HORIZONTAL WELL PLACEMENT:
The objective is to consider where to place a horizontal well that will optimize production and minimize stimulation costs, using the KH% curve as a qualitative guide.

On the example shown at the right, the KH% curve is the second track from the right (shaded pink), next to the lithology track. To the left of the KH% track are permeability, saturation, porosity, and apparent porosity distribution (including clay bound water, kerogen effect, free gas, and water.




There are two long intervals on this log where the KH% curve has a significant slope (Layers A and C), separated from each other by a long interval with virtually no KH contribution (Layer B). Another zone (Layer D) with virtually no KH contribution lies above Layer C.

In round numbers, Layer C has about 45% of the total well flow capacity and the lower zone, Layer A, has about 40%.

An optimum location for a horizontal well would probably be near the middle of Layer A or near the middle of Layer C, assuming a hydraulic stimulation could be designed and executed that would extend 25 meters (+/-) above and below the horizontal well. In this example, either location offers about the same chance for economic success.

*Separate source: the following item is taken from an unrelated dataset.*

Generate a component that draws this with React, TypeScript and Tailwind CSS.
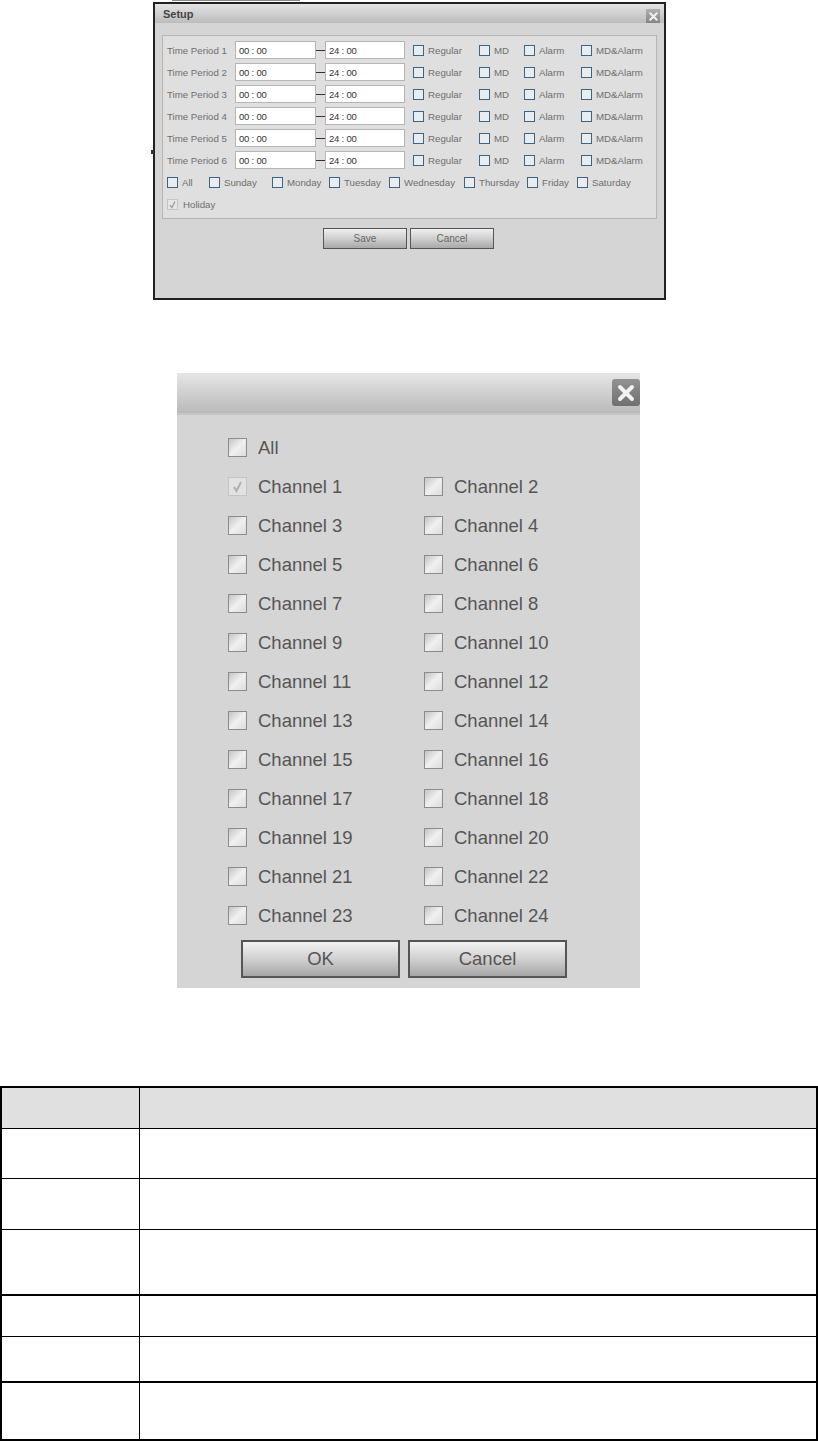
import React from 'react';

const PERIODS = [1, 2, 3, 4, 5, 6];

const MODES = [
  { label: 'Regular', cell: 'w-[66px]' },
  { label: 'MD', cell: 'w-[45px]' },
  { label: 'Alarm', cell: 'w-[57px]' },
  { label: 'MD&Alarm', cell: 'w-[70px]' },
];

const DAYS = [
  { label: 'All', cell: 'w-[42px]' },
  { label: 'Sunday', cell: 'w-[63px]' },
  { label: 'Monday', cell: 'w-[57px]' },
  { label: 'Tuesday', cell: 'w-[60px]' },
  { label: 'Wednesday', cell: 'w-[75px]' },
  { label: 'Thursday', cell: 'w-[63px]' },
  { label: 'Friday', cell: 'w-[50px]' },
  { label: 'Saturday', cell: 'w-[60px]' },
];

const CHANNEL_ROWS = [
  [1, 2], [3, 4], [5, 6], [7, 8], [9, 10], [11, 12],
  [13, 14], [15, 16], [17, 18], [19, 20], [21, 22], [23, 24],
];

// height includes the bottom rule of each table row
const TABLE_ROWS = [
  { cls: 'h-[41px] border-b border-black bg-[#e0e0e0]' },
  { cls: 'h-[50px] border-b border-black' },
  { cls: 'h-[51px] border-b border-black' },
  { cls: 'h-[66px] border-b-2 border-black' },
  { cls: 'h-[41px] border-b border-black' },
  { cls: 'h-[46px] border-b-2 border-black' },
  { cls: 'h-[56px]' },
];

const CloseIcon: React.FC<{ size: number; stroke: number }> = ({ size, stroke }) => (
  <svg width={size} height={size} viewBox="0 0 16 16">
    <path d="M4 4L12 12M12 4L4 12" stroke="#f2f2f2" strokeWidth={stroke} strokeLinecap="round" />
  </svg>
);

const SmallCheck: React.FC<{ label: string; cell: string }> = ({ label, cell }) => (
  <div className={`flex items-center shrink-0 ${cell}`}>
    <span className="w-[11px] h-[11px] mt-[1px] border border-[#3f6480] bg-[#e9edf0] shrink-0" />
    <span className="ml-[4px] pt-[2px] text-[9.7px] text-[#6e6e6e] whitespace-nowrap">{label}</span>
  </div>
);

const TimeInput: React.FC<{ value: string; width: string }> = ({ value, width }) => (
  <div className={`h-[18px] ${width} shrink-0 bg-white border border-[#b5b5b5] pl-[3px] pt-[1px] text-[9.5px] leading-[15px] tracking-[-0.2px] text-[#333]`}>
    {value}
  </div>
);

const SetupButton: React.FC<{ label: string }> = ({ label }) => (
  <button className="w-[84px] h-[21px] border border-[#555] bg-gradient-to-b from-[#f0f0f0] via-[#cfcfcf] to-[#a9a9a9] text-[10px] text-[#666]">
    {label}
  </button>
);

const BigCheck: React.FC<{ label: string; checked?: boolean }> = ({ label, checked }) => (
  <div className="flex items-center w-[196px] shrink-0">
    <span
      className={`w-[19px] h-[19px] border shrink-0 flex items-center justify-center ${
        checked
          ? 'border-[#c4c4c4] bg-[#e2e2e2]'
          : 'border-[#8c8c8c] bg-gradient-to-br from-[#c4c4c4] via-[#f0f0f0] to-[#dcdcdc]'
      }`}
    >
      {checked && (
        <svg width="13" height="13" viewBox="0 0 13 13">
          <path d="M3 7L5.5 11L10 2" stroke="#b0b0b0" strokeWidth="2" fill="none" />
        </svg>
      )}
    </span>
    <span className="ml-[11px] text-[18.5px] text-[#555] whitespace-nowrap">{label}</span>
  </div>
);

const BigButton: React.FC<{ label: string }> = ({ label }) => (
  <button className="w-[159px] h-[38px] border-2 border-[#555] bg-gradient-to-b from-[#f2f2f2] via-[#d0d0d0] to-[#a6a6a6] text-[18.5px] text-[#555]">
    {label}
  </button>
);

const SetupDialog = () => (
  <div className="relative ml-[153px] w-[513px] h-[298px] border-2 border-[#222] bg-[#d5d5d5]">
    <span className="absolute left-[-4px] top-[146px] w-[3px] h-[4px] bg-[#333]" />
    <div className="h-[19px] flex items-center justify-between pl-[8px] pr-[4px] bg-gradient-to-b from-[#e4e4e4] to-[#bcbcbc]">
      <span className="mt-[2px] text-[11px] font-bold text-[#444]">Setup</span>
      <span className="w-[14px] h-[14px] mt-[5px] bg-gradient-to-b from-[#b0b0b0] to-[#858585] flex items-center justify-center">
        <CloseIcon size={13} stroke={2.5} />
      </span>
    </div>
    <div className="ml-[7px] mt-[12px] w-[495px] h-[184px] border border-[#b5b5b5] bg-[#dfdfdf] pt-[3px] pl-[4px]">
      {PERIODS.map((n) => (
        <div key={n} className="h-[22px] flex items-center">
          <span className="w-[68px] shrink-0 pt-[2px] text-[9.7px] text-[#6e6e6e] whitespace-nowrap">Time Period {n}</span>
          <TimeInput value="00 : 00" width="w-[81px]" />
          <span className="w-[9px] h-[1px] bg-[#333] shrink-0" />
          <TimeInput value="24 : 00" width="w-[80px]" />
          <span className="w-[8px] shrink-0" />
          {MODES.map((m) => (
            <SmallCheck key={m.label} label={m.label} cell={m.cell} />
          ))}
        </div>
      ))}
      <div className="h-[22px] flex items-center">
        {DAYS.map((d) => (
          <SmallCheck key={d.label} label={d.label} cell={d.cell} />
        ))}
      </div>
      <div className="h-[22px] flex items-center">
        <span className="w-[11px] h-[11px] mt-[1px] border border-[#c4c4c4] bg-[#e6e6e6] shrink-0 flex items-center justify-center">
          <svg width="9" height="9" viewBox="0 0 9 9">
            <path d="M2 5L3.8 7.5L7 1.5" stroke="#999" strokeWidth="1.2" fill="none" />
          </svg>
        </span>
        <span className="ml-[5px] pt-[2px] text-[9.7px] text-[#6e6e6e]">Holiday</span>
      </div>
    </div>
    <div className="flex gap-[3px] pl-[168px] mt-[9px]">
      <SetupButton label="Save" />
      <SetupButton label="Cancel" />
    </div>
  </div>
);

const ChannelDialog = () => (
  <div className="ml-[177px] mt-[73px] w-[463px] h-[615px] bg-[#d5d5d5]">
    <div className="h-[42px] border-b-2 border-[#c6c6c6] bg-gradient-to-b from-[#e6e6e6] to-[#bababa] flex justify-end items-start pt-[6px]">
      <span className="w-[28px] h-[27px] rounded-[3px] bg-gradient-to-b from-[#929292] to-[#707070] flex items-center justify-center">
        <CloseIcon size={24} stroke={2.6} />
      </span>
    </div>
    <div className="pt-[13px] pl-[51px]">
      <div className="h-[39px] flex items-center">
        <BigCheck label="All" />
      </div>
      {CHANNEL_ROWS.map(([a, b]) => (
        <div key={a} className="h-[39px] flex items-center">
          <BigCheck label={`Channel ${a}`} checked={a === 1} />
          <BigCheck label={`Channel ${b}`} />
        </div>
      ))}
    </div>
    <div className="flex gap-[8px] pl-[64px] mt-[5px]">
      <BigButton label="OK" />
      <BigButton label="Cancel" />
    </div>
  </div>
);

const ParamTable = () => (
  <div className="mt-[98px] w-[818px] border-2 border-black">
    {TABLE_ROWS.map((row, i) => (
      <div key={i} className={`flex ${row.cls}`}>
        <div className="w-[138px] border-r border-black" />
        <div className="flex-1" />
      </div>
    ))}
  </div>
);

export default function App() {
  return (
    <div className="w-[818px] h-[1441px] bg-white overflow-hidden font-['Liberation_Sans',Arial,sans-serif]">
      <div className="ml-[172px] w-[128px] h-[2px] border-t border-[#888]" />
      <SetupDialog />
      <ChannelDialog />
      <ParamTable />
    </div>
  );
}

Placing a horizontal well to access both Layers A and C is much more difficult. The frac job would have to extend 75 meters (+/-) above and below the well to access the good reservoir, while penetrating 30 to 40 meters of rock that would not contribute much extra production. It may be more attractive to run two horizontal legs from the same pad to access both layers independently.